Records with interface code
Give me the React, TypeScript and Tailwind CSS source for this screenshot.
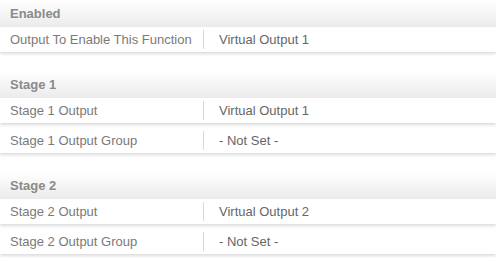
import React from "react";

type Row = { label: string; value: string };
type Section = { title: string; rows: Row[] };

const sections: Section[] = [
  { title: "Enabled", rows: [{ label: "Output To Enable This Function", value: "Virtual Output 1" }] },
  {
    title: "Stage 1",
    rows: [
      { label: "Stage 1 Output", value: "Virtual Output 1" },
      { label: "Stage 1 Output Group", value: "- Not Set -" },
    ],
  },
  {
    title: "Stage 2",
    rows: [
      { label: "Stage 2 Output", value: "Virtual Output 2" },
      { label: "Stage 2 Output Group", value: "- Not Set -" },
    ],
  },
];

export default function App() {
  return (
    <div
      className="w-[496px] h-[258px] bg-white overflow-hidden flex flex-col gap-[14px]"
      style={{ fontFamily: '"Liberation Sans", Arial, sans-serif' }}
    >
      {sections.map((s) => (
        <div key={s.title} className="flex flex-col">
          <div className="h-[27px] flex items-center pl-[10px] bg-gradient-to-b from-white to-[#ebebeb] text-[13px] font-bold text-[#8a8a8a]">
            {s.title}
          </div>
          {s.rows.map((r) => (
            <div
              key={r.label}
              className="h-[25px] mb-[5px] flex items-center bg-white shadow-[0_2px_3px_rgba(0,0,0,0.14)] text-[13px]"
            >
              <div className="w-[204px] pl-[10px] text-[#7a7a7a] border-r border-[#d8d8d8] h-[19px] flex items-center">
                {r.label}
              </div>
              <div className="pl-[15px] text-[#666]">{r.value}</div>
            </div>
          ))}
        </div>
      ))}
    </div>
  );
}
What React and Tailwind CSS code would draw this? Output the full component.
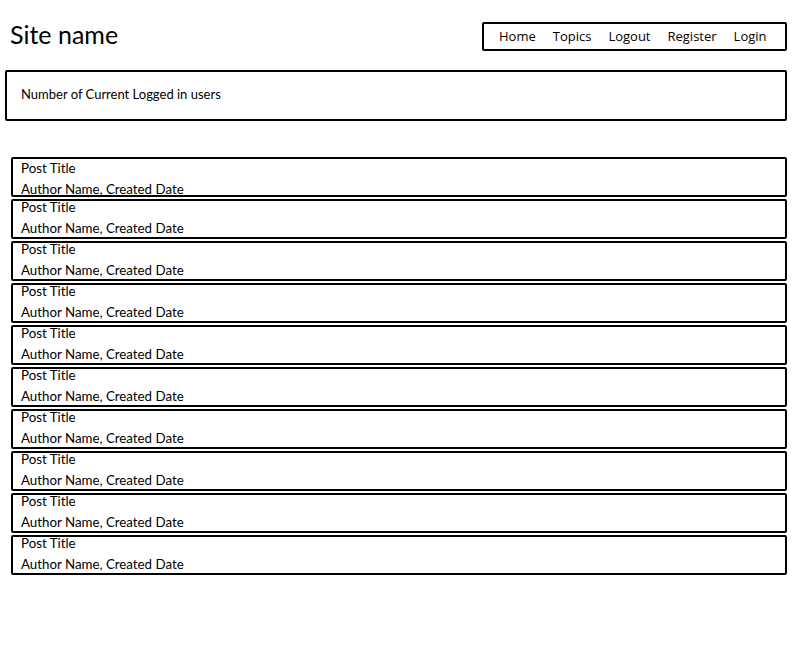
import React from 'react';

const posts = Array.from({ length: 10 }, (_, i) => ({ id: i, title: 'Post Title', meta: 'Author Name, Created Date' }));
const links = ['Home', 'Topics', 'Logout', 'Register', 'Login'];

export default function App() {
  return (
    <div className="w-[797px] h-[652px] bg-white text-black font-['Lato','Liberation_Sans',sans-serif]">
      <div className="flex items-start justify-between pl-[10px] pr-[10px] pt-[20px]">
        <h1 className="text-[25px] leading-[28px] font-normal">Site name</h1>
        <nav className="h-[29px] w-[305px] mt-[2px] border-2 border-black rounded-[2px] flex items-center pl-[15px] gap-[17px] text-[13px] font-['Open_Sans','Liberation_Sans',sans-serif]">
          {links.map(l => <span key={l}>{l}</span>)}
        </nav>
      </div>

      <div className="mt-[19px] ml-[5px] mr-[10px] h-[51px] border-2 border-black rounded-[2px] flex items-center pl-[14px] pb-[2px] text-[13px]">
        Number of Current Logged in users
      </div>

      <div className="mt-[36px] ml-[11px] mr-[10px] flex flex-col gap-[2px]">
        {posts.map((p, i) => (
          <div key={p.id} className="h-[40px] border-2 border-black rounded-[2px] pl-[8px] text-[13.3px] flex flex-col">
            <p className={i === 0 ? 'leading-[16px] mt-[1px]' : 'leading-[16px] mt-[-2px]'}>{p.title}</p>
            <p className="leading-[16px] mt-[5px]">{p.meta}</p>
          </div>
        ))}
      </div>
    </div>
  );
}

> [AIM OF THE EXERCISE]
Reproduce every line precisely as given, omitting all pictures.

> [SOLUTION TO THIS PROBLEM]
Give me the React, TypeScript and Tailwind CSS source for this screenshot.
import React from "react";

type Row = { label: string; value: string };
type Section = { title: string; rows: Row[] };

const sections: Section[] = [
  { title: "Enabled", rows: [{ label: "Output To Enable This Function", value: "Virtual Output 1" }] },
  {
    title: "Stage 1",
    rows: [
      { label: "Stage 1 Output", value: "Virtual Output 1" },
      { label: "Stage 1 Output Group", value: "- Not Set -" },
    ],
  },
  {
    title: "Stage 2",
    rows: [
      { label: "Stage 2 Output", value: "Virtual Output 2" },
      { label: "Stage 2 Output Group", value: "- Not Set -" },
    ],
  },
];

export default function App() {
  return (
    <div
      className="w-[496px] h-[258px] bg-white overflow-hidden flex flex-col gap-[14px]"
      style={{ fontFamily: '"Liberation Sans", Arial, sans-serif' }}
    >
      {sections.map((s) => (
        <div key={s.title} className="flex flex-col">
          <div className="h-[27px] flex items-center pl-[10px] bg-gradient-to-b from-white to-[#ebebeb] text-[13px] font-bold text-[#8a8a8a]">
            {s.title}
          </div>
          {s.rows.map((r) => (
            <div
              key={r.label}
              className="h-[25px] mb-[5px] flex items-center bg-white shadow-[0_2px_3px_rgba(0,0,0,0.14)] text-[13px]"
            >
              <div className="w-[204px] pl-[10px] text-[#7a7a7a] border-r border-[#d8d8d8] h-[19px] flex items-center">
                {r.label}
              </div>
              <div className="pl-[15px] text-[#666]">{r.value}</div>
            </div>
          ))}
        </div>
      ))}
    </div>
  );
}
What React and Tailwind CSS code would draw this? Output the full component.
import React from 'react';

const posts = Array.from({ length: 10 }, (_, i) => ({ id: i, title: 'Post Title', meta: 'Author Name, Created Date' }));
const links = ['Home', 'Topics', 'Logout', 'Register', 'Login'];

export default function App() {
  return (
    <div className="w-[797px] h-[652px] bg-white text-black font-['Lato','Liberation_Sans',sans-serif]">
      <div className="flex items-start justify-between pl-[10px] pr-[10px] pt-[20px]">
        <h1 className="text-[25px] leading-[28px] font-normal">Site name</h1>
        <nav className="h-[29px] w-[305px] mt-[2px] border-2 border-black rounded-[2px] flex items-center pl-[15px] gap-[17px] text-[13px] font-['Open_Sans','Liberation_Sans',sans-serif]">
          {links.map(l => <span key={l}>{l}</span>)}
        </nav>
      </div>

      <div className="mt-[19px] ml-[5px] mr-[10px] h-[51px] border-2 border-black rounded-[2px] flex items-center pl-[14px] pb-[2px] text-[13px]">
        Number of Current Logged in users
      </div>

      <div className="mt-[36px] ml-[11px] mr-[10px] flex flex-col gap-[2px]">
        {posts.map((p, i) => (
          <div key={p.id} className="h-[40px] border-2 border-black rounded-[2px] pl-[8px] text-[13.3px] flex flex-col">
            <p className={i === 0 ? 'leading-[16px] mt-[1px]' : 'leading-[16px] mt-[-2px]'}>{p.title}</p>
            <p className="leading-[16px] mt-[5px]">{p.meta}</p>
          </div>
        ))}
      </div>
    </div>
  );
}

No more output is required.